NEW YORK- The yen fell against the dollar, giving back a chunk of its sharp gains in the prior session sparked by suspected intervention by Japanese authorities, while US economic data on employment costs boosted the dollar.
The yen weakened 0.88 percent against the greenback at 157.73 per dollar, but was still off its 34-year low of 160.245 hit on Monday when traders say yen-buying intervention by Tokyo drove a strengthening of about five yen.
For the month, the yen is down 4.04 percent against the dollar, on track for its biggest monthly decline since February 2023.
The dollar index gained ground after economic data showed US labor costs increased more than expected in the first quarter amid a rise in wages and benefits, confirming the surge in inflation early in the year that will likely delay a much- anticipated interest rate cut later this year.

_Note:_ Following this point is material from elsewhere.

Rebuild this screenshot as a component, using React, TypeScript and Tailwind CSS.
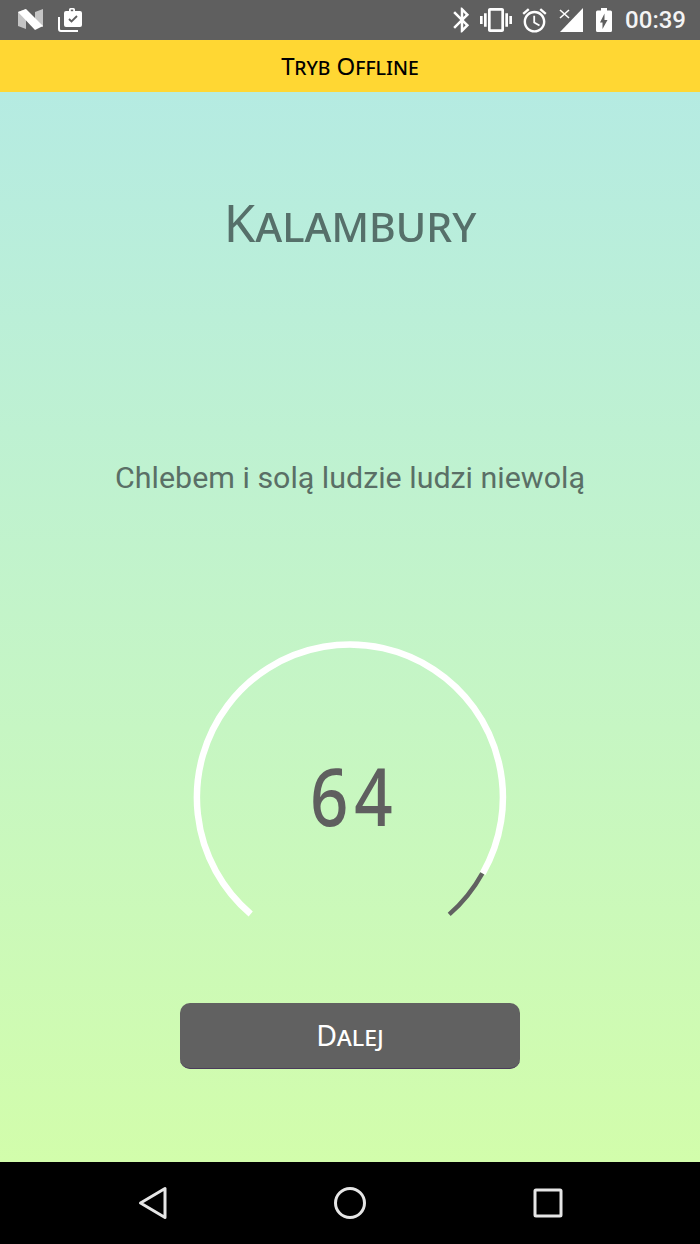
import { ReactNode } from 'react';

const MaterialIcon = ({ size, className, children }: { size: number; className?: string; children: ReactNode }) => (
  <svg width={size} height={size} viewBox="0 0 24 24" fill="currentColor" className={className}>
    {children}
  </svg>
);

function StatusBar() {
  return (
    <div className="flex h-[40px] items-center bg-[#5f5f5f] pl-[17px] pr-[14px] text-white">
      {/* N logo */}
      <svg width="27" height="24" viewBox="0 0 27 24">
        <path d="M1 4 L9 1 V21 L1 18Z" fill="#c4c4c4" />
        <path d="M18 4 L26 1 V19 L18 17Z" fill="#c4c4c4" />
        <path d="M1 4 L9 1 L26 18 L18 22Z" fill="#ffffff" />
      </svg>
      {/* briefcase with check */}
      <svg width="26" height="26" viewBox="0 0 26 26" className="ml-[14px]">
        <path d="M1 10 V22 a2 2 0 0 0 2 2 H20" fill="none" stroke="#fff" strokeWidth="2" />
        <path d="M8 4 h3 V2.5 a1.5 1.5 0 0 1 1.5-1.5 h3 a1.5 1.5 0 0 1 1.5 1.5 V4 h5 a2 2 0 0 1 2 2 V18 a2 2 0 0 1-2 2 H8 a2 2 0 0 1-2-2 V6 a2 2 0 0 1 2-2Z" fill="#fff" />
        <path d="M11 12 l2.5 2.5 L19 9" fill="none" stroke="#5f5f5f" strokeWidth="1.8" />
        <rect x="12.8" y="2.6" width="2.4" height="1.6" fill="#5f5f5f" />
      </svg>
      <div className="ml-auto flex items-center">
        <MaterialIcon size={30}>
          <path d="M17.71 7.71L12 2h-1v7.59L6.41 5 5 6.41 10.59 12 5 17.59 6.41 19 11 14.41V22h1l5.71-5.71-4.3-4.29 4.3-4.29zM13 5.83l1.88 1.88L13 9.59V5.83zm1.88 10.46L13 18.17v-3.76l1.88 1.88z" />
        </MaterialIcon>
        <MaterialIcon size={32} className="ml-[3px]">
          <path d="M0 15h2V9H0v6zm3 2h2V7H3v10zm19-8v6h2V9h-2zm-3 8h2V7h-2v10zM16.5 3h-9C6.67 3 6 3.67 6 4.5v15c0 .83.67 1.5 1.5 1.5h9c.83 0 1.5-.67 1.5-1.5v-15c0-.83-.67-1.5-1.5-1.5zM16 19H8V5h8v14z" />
        </MaterialIcon>
        <MaterialIcon size={29} className="ml-[8px]">
          <path d="M22 5.72l-4.6-3.86-1.29 1.53 4.6 3.86L22 5.72zM7.88 3.39L6.6 1.86 2 5.71l1.29 1.53 4.59-3.85zM12.5 8H11v6l4.75 2.85.75-1.23-4-2.37V8zM12 4c-4.97 0-9 4.03-9 9s4.03 9 9 9 9-4.03 9-9-4.03-9-9-9zm0 16c-3.87 0-7-3.13-7-7s3.13-7 7-7 7 3.13 7 7-3.13 7-7 7z" />
        </MaterialIcon>
        {/* signal, no sim */}
        <svg width="25" height="26" viewBox="0 0 25 26" className="ml-[10px]">
          <path d="M24 1 V25 H1Z" fill="#fff" />
          <path d="M1 2 L11 12 M11 2 L1 12" stroke="#5f5f5f" strokeWidth="5" />
          <path d="M1 3 L10 11 M10 3 L1 11" stroke="#fff" strokeWidth="1.6" />
        </svg>
        {/* battery charging */}
        <svg width="16" height="24" viewBox="0 0 16 24" className="ml-[12px]">
          <path d="M1.5 2.5 H5 V0 H11 V2.5 H14.5 A1.5 1.5 0 0 1 16 4 V22.5 A1.5 1.5 0 0 1 14.5 24 H1.5 A1.5 1.5 0 0 1 0 22.5 V4 A1.5 1.5 0 0 1 1.5 2.5Z M6.5 21 L11.5 12 H8.5 V5.5 L4 14.5 H6.5Z" fill="#fff" fillRule="evenodd" />
        </svg>
        <span className="ml-[13px] [font-family:Roboto,sans-serif] text-[24px] font-medium leading-none text-[#f4f4f4]">00:39</span>
      </div>
    </div>
  );
}

function Gauge() {
  return (
    <div className="relative h-[290px] w-[320px]">
      <svg width="320" height="290" viewBox="0 0 320 290" fill="none">
        <path d="M60.7 274 A153 153 0 1 1 292.7 233.5" stroke="#ffffff" strokeWidth="6.5" />
        <path d="M292.3 233.3 A153 153 0 0 1 259.2 274.4" stroke="#616161" strokeWidth="4.5" />
      </svg>
      <div className="absolute left-0 right-0 top-[106px] scale-x-[0.84] pl-[10px] text-center [font-family:'Noto_Sans',sans-serif] text-[80px] font-medium leading-[98px] tracking-[7px] text-[#5f5f5f]">
        64
      </div>
    </div>
  );
}

export default function App() {
  return (
    <div className="flex h-[1244px] w-[700px] flex-col overflow-hidden">
      <StatusBar />
      <div className="flex h-[52px] items-center justify-center bg-[#ffd733] [font-family:'Noto_Sans',sans-serif] text-[24px] text-black [font-variant:small-caps]">
        Tryb Offline
      </div>

      <main className="flex flex-1 flex-col items-center bg-gradient-to-b from-[#b5ebe2] to-[#d2fdab]">
        <h1 className="mt-[97px] h-[66px] [font-family:'Noto_Sans',sans-serif] text-[51px] leading-[66px] text-[#56706a] [font-variant:small-caps]">
          Kalambury
        </h1>
        <p className="mt-[206px] h-[34px] [font-family:Roboto,sans-serif] text-[30.4px] leading-[34px] text-[#5a6f66]">
          Chlebem i solą ludzie ludzi niewolą
        </p>
        <div className="mt-[145px]">
          <Gauge />
        </div>
        <button className="mt-[73px] flex h-[66px] w-[340px] items-center justify-center rounded-[10px] border-b border-[#4b3b5c] bg-[#616161] [font-family:'Noto_Sans',sans-serif] text-[28.5px] text-white [font-variant:small-caps]">
          Dalej
        </button>
      </main>

      <nav className="relative flex h-[82px] items-center justify-between bg-black pl-[138px] pr-[137px] text-[#e6e6e6]">
        <svg width="30" height="34" viewBox="0 0 30 34" fill="none" stroke="currentColor" strokeWidth="3" strokeLinejoin="round">
          <path d="M2.5 17 L27 2.5 V31.5Z" />
        </svg>
        <svg width="34" height="34" viewBox="0 0 34 34" fill="none" stroke="currentColor" strokeWidth="3" className="-ml-[1px]">
          <circle cx="17" cy="17" r="14.5" />
        </svg>
        <svg width="30" height="30" viewBox="0 0 30 30" fill="none" stroke="currentColor" strokeWidth="3" strokeLinejoin="round">
          <rect x="2" y="2" width="26" height="26" rx="1" />
        </svg>
      </nav>
    </div>
  );
}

“The trend is still higher for dollar/yen, we really have to see either policy divergence sort of converge a bit, have the US bond market catch a more sustainable bid that takes dollar yen further off the highs, maybe produces a couple of weekly lower lows or some change in rhetoric from the BOJ, but I think it has to be the latter,” said Erik Bregar, director of FX and precious metals risk management at Silver Gold Bull in Toronto.
Japanese officials may have spent some 5.5 trillion yen ($35.05 billion) in supporting the currency on Monday, Bank of Japan data suggested on Tuesday.
The Bank of Japan (BOJ) on Tuesday left its plan for monthly bond buying unchanged for May. Japan’s government bond (JGB) investors are looking for clues on the timing of a taper, which will lead to higher, more attractive yields, supporting the yen.
This comes as the Fed begins its two-day monetary policy meeting on Tuesday, where it is widely expected to hold rates at 5.25 percent -5.5 percent , while comments from Chair Jerome Powell will be closely watched for signs of the central bank’s policy path in light of recent data on inflation and the labor market.